# MATERIAL:
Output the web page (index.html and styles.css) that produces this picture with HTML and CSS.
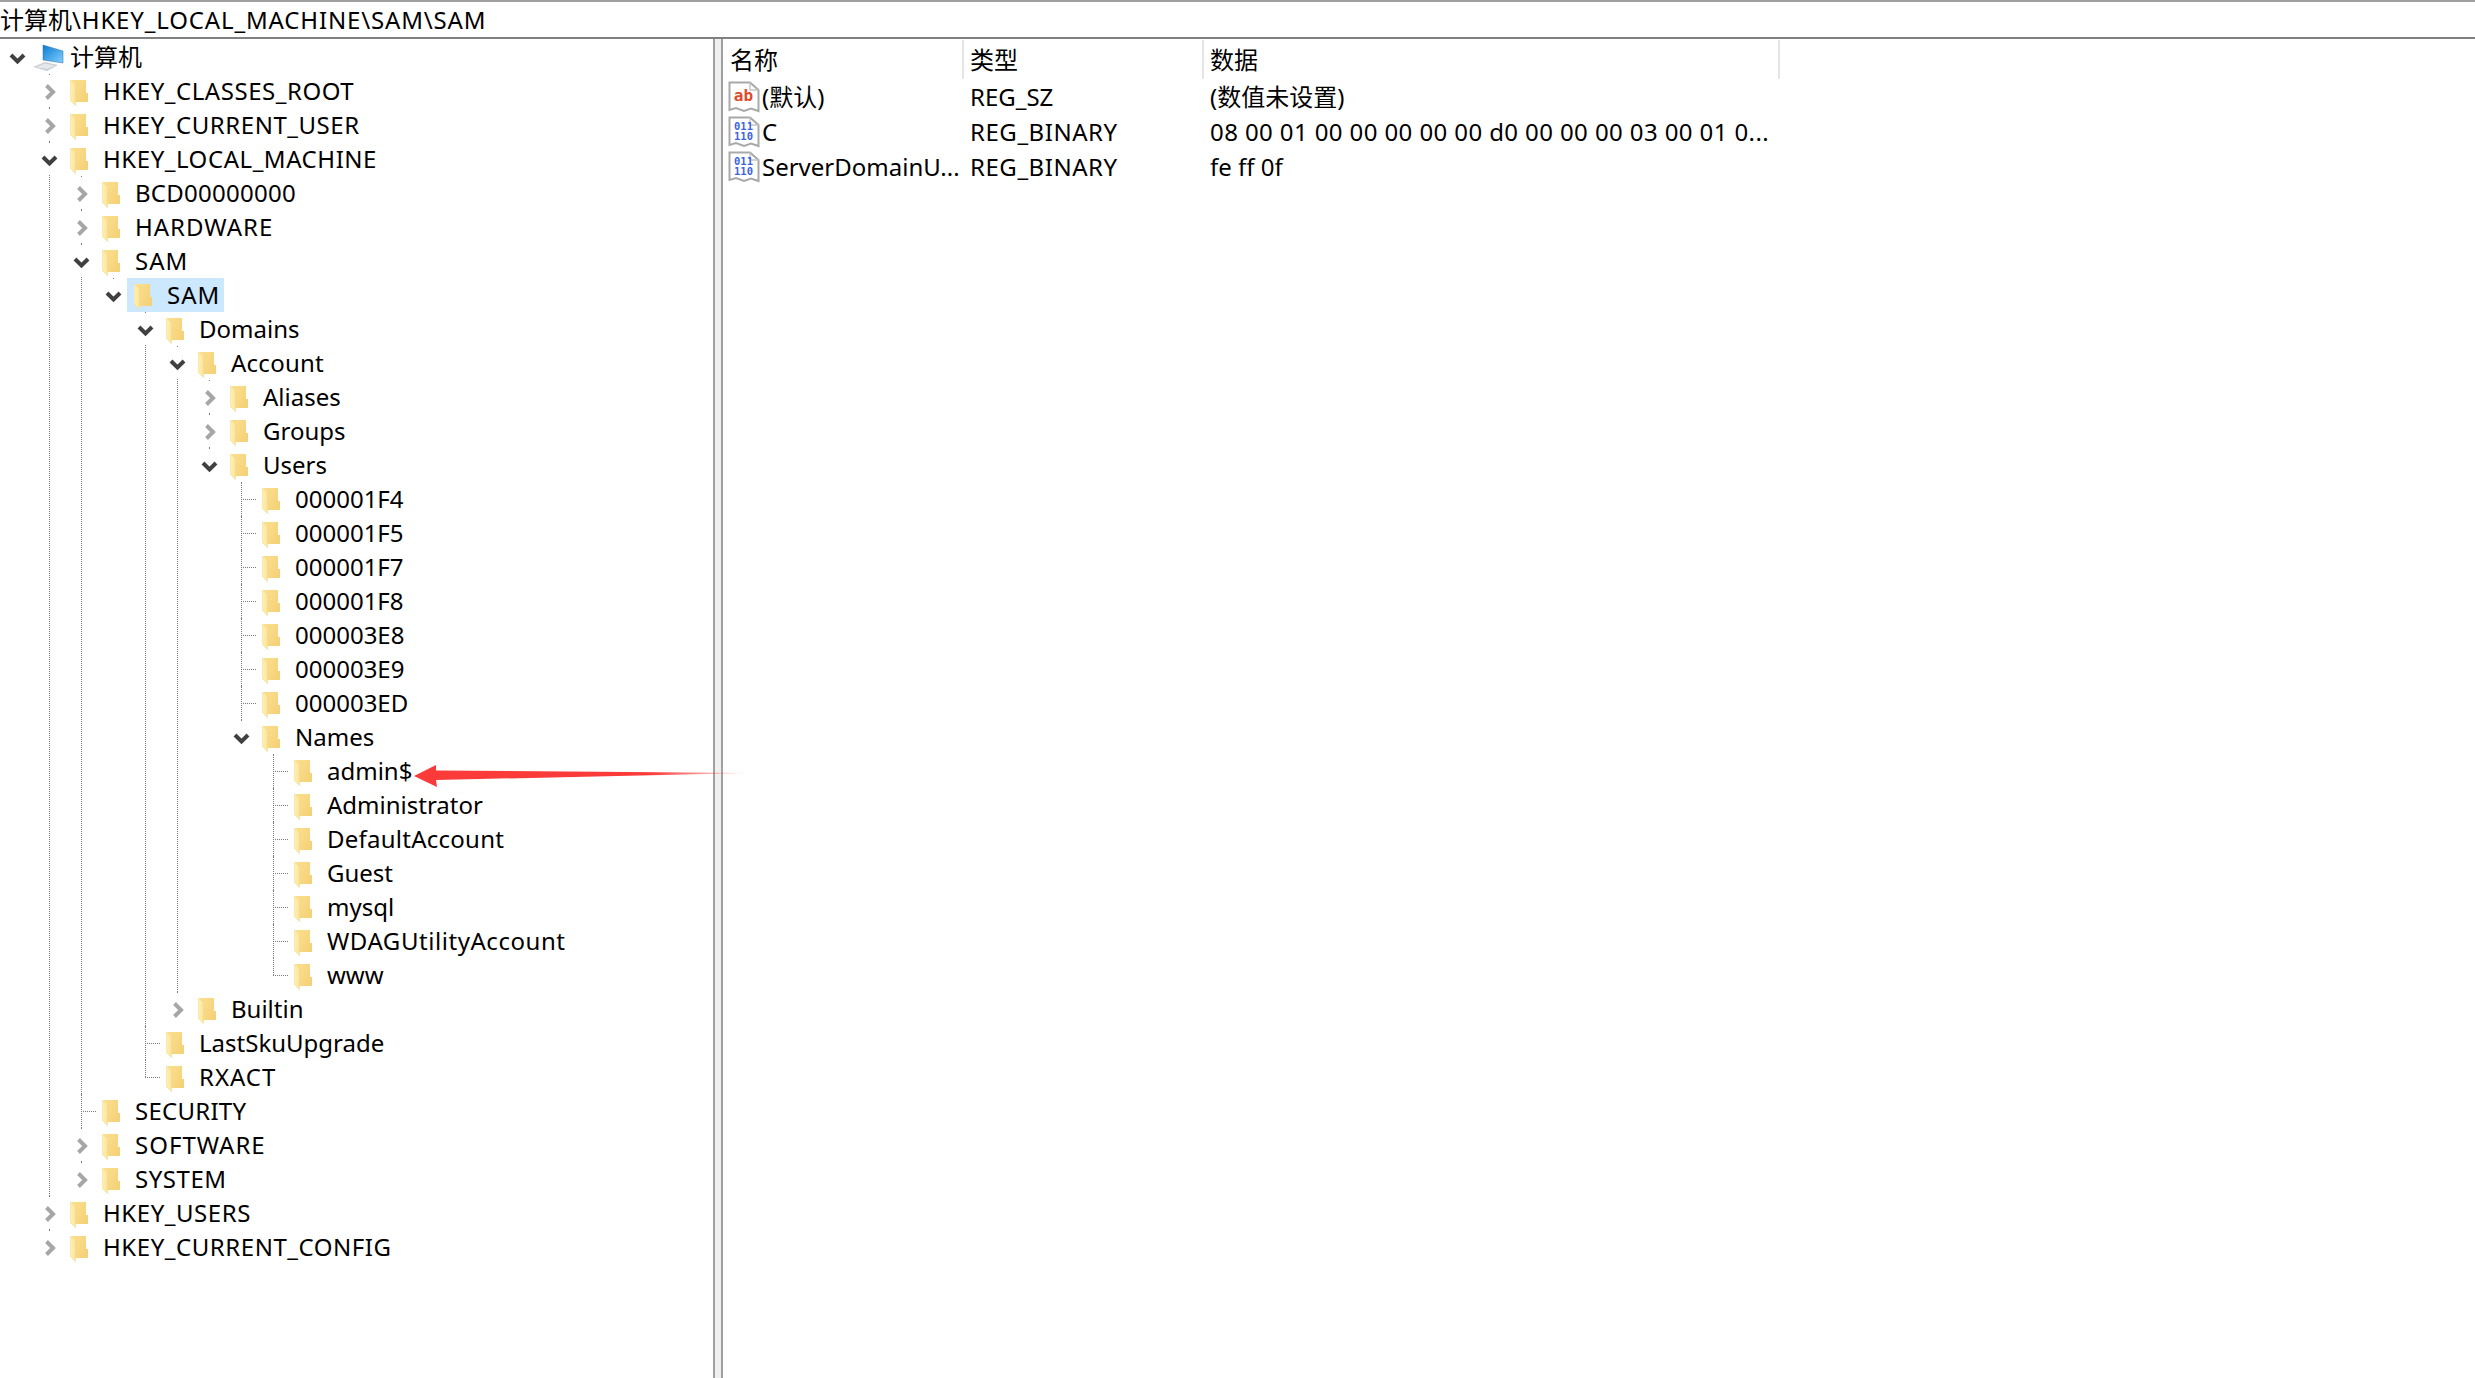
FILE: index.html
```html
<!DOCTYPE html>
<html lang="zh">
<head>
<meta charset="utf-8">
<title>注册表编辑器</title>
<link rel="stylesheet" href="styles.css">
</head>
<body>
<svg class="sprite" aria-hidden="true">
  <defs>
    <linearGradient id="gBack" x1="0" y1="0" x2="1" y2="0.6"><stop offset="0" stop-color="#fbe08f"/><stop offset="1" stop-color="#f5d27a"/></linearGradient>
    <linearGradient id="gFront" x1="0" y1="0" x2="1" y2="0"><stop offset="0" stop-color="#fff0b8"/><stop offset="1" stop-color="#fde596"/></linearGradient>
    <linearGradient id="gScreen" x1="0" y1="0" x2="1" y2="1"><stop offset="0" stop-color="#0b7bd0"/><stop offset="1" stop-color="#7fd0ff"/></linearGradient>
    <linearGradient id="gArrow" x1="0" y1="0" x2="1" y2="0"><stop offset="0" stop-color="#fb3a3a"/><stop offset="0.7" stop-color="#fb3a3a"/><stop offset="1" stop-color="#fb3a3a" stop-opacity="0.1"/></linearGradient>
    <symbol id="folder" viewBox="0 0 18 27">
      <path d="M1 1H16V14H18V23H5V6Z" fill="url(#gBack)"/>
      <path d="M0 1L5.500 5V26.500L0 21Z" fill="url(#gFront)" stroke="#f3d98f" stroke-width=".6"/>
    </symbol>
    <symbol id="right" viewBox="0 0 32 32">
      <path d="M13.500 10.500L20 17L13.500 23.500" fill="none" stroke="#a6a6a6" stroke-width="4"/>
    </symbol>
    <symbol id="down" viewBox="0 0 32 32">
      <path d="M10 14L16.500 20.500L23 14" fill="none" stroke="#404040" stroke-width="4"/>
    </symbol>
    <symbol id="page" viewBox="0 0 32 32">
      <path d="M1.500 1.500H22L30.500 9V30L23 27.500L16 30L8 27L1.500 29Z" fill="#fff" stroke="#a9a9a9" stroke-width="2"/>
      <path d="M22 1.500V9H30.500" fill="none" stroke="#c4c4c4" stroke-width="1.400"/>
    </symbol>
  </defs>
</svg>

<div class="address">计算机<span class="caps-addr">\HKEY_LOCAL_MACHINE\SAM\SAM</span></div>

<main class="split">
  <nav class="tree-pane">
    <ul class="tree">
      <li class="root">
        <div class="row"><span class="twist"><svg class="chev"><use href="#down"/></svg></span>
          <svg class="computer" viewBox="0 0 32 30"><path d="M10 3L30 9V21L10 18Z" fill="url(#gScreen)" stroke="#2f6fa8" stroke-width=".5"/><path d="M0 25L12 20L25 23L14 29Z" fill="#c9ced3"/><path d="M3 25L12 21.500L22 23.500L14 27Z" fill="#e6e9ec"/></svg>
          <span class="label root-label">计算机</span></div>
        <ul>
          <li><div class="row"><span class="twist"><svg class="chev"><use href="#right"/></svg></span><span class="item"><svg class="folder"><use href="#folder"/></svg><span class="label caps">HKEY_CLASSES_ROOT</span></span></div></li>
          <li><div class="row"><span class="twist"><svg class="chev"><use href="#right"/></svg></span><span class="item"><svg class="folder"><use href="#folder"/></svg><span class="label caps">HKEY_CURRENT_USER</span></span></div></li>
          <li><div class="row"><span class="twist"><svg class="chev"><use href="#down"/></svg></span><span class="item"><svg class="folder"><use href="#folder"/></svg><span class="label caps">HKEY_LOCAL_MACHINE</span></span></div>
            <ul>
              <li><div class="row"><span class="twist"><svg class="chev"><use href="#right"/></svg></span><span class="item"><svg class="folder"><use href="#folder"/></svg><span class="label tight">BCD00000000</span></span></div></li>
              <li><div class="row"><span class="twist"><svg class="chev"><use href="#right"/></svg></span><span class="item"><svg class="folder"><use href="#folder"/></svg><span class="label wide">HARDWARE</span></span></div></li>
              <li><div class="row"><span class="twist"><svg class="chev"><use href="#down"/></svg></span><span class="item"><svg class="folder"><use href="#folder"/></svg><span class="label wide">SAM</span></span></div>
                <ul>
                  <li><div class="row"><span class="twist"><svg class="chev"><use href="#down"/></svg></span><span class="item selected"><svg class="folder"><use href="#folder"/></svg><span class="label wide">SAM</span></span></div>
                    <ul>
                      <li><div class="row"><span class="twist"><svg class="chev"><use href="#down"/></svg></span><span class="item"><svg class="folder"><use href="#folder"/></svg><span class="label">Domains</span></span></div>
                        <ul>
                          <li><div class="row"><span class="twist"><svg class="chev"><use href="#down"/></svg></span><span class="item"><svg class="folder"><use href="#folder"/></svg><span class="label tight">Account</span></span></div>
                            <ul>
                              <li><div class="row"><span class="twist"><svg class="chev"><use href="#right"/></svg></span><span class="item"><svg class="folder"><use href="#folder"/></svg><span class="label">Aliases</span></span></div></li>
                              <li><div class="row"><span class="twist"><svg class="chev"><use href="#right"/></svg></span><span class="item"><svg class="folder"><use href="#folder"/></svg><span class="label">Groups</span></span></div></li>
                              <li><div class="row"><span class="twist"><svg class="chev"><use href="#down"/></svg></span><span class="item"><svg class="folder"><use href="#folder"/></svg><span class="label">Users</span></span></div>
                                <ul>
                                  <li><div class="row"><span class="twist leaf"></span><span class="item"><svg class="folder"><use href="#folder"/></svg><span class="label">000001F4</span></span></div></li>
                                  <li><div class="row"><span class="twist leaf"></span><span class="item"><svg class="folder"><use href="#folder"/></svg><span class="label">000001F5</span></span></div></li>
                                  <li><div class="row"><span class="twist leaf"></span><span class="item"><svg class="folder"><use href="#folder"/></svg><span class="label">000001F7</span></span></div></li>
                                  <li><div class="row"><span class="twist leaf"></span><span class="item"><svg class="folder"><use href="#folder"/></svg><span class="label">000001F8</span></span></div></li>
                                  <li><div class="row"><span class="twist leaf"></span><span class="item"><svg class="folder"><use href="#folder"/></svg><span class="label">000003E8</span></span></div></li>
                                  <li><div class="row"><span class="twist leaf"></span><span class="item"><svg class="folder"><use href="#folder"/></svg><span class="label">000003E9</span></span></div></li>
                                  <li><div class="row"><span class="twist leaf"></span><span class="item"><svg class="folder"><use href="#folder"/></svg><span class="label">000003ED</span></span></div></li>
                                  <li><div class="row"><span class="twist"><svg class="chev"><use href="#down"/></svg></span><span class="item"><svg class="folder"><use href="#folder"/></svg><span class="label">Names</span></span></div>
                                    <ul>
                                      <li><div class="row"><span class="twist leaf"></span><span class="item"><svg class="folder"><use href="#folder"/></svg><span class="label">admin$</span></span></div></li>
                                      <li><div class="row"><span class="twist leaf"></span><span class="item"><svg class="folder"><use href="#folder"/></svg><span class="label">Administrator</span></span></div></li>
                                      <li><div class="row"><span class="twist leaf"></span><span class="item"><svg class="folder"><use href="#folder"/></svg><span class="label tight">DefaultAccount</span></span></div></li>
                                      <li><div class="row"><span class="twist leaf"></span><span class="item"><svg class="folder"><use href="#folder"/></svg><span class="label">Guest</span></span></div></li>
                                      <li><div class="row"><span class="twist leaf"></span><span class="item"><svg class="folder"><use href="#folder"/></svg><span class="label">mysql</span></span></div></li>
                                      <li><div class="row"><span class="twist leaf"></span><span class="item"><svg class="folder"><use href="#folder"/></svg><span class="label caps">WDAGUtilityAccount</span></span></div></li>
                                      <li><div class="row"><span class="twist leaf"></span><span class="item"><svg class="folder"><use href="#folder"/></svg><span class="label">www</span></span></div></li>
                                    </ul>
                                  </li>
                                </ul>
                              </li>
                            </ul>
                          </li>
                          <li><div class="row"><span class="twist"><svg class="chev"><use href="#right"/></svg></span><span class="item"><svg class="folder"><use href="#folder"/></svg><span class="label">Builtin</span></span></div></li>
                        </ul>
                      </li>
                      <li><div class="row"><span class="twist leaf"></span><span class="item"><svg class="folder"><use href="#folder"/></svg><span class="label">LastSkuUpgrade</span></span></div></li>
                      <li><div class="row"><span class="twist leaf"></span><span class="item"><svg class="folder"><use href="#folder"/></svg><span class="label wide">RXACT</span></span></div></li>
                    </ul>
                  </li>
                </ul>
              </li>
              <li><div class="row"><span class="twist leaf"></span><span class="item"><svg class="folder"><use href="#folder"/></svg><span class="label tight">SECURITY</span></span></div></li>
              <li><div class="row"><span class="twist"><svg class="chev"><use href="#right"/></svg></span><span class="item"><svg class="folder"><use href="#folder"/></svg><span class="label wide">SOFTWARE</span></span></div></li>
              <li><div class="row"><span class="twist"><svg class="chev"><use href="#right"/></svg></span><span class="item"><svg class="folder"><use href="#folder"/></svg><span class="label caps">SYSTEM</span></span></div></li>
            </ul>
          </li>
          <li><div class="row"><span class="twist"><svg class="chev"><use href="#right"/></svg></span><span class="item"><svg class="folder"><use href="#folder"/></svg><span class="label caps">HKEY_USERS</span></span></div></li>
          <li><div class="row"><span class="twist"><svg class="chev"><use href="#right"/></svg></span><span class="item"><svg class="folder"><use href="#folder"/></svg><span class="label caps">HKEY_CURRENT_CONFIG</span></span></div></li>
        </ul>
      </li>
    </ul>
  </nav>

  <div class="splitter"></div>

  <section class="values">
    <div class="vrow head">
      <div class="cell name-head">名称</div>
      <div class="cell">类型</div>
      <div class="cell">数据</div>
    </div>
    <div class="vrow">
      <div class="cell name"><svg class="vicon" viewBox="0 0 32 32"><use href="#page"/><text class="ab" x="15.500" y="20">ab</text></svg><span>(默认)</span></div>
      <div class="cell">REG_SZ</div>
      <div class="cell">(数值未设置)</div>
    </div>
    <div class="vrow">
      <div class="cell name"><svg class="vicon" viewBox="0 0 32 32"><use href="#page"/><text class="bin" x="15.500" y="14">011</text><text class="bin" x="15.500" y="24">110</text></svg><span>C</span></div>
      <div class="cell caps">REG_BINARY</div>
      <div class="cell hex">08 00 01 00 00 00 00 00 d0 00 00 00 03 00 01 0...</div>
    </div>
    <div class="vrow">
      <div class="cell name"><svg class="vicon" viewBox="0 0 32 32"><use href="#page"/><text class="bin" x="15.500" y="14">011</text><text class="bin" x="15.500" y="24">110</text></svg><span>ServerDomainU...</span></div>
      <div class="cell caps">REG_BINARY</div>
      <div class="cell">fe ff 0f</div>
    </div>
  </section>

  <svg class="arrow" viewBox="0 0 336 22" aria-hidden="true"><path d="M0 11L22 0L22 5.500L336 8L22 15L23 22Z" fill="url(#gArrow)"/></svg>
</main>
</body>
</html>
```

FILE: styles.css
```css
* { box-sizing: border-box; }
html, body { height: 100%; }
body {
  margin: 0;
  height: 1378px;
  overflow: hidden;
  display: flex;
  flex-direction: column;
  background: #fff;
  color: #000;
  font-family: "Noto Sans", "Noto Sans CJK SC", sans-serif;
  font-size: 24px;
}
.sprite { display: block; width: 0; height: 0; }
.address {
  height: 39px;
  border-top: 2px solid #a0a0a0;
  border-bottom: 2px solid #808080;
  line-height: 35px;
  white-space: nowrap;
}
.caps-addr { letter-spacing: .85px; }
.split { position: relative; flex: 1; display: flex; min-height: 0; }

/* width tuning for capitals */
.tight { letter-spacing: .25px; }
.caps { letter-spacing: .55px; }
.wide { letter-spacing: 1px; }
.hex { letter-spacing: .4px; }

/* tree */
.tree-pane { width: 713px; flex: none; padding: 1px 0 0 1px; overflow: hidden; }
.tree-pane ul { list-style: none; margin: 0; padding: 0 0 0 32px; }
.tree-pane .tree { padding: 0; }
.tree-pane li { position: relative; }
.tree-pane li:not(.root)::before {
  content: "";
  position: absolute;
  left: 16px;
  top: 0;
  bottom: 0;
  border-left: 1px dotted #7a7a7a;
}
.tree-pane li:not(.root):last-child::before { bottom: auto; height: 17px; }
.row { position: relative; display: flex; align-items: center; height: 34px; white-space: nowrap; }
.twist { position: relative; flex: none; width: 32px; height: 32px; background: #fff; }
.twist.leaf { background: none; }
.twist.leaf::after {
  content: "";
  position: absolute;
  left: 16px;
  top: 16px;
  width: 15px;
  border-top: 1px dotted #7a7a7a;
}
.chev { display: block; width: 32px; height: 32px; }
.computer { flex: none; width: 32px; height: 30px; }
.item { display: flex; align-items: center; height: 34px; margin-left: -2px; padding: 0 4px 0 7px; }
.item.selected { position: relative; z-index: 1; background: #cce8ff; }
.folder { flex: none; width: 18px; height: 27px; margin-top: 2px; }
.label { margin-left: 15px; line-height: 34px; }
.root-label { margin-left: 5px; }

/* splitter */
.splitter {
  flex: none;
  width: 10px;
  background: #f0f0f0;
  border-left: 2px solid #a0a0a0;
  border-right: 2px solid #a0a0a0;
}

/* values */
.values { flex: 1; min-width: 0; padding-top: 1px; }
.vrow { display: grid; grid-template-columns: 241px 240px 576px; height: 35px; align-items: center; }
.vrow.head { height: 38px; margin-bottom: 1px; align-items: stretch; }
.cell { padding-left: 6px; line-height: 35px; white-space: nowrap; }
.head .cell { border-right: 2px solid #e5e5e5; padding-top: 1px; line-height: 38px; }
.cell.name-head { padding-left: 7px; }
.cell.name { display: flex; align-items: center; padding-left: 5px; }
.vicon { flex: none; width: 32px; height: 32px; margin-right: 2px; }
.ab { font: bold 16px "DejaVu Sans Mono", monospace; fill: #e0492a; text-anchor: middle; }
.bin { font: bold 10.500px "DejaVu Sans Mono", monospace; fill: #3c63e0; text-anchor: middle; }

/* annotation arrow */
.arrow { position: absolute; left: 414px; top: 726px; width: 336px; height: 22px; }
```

# INSTRUCTIONS TO FOLLOW:
Copy every line of the listing where the word "styles" appears.

# RESPONSE:
Output the web page (index.html and styles.css) that produces this picture with HTML and CSS.
<link rel="stylesheet" href="styles.css">
FILE: styles.css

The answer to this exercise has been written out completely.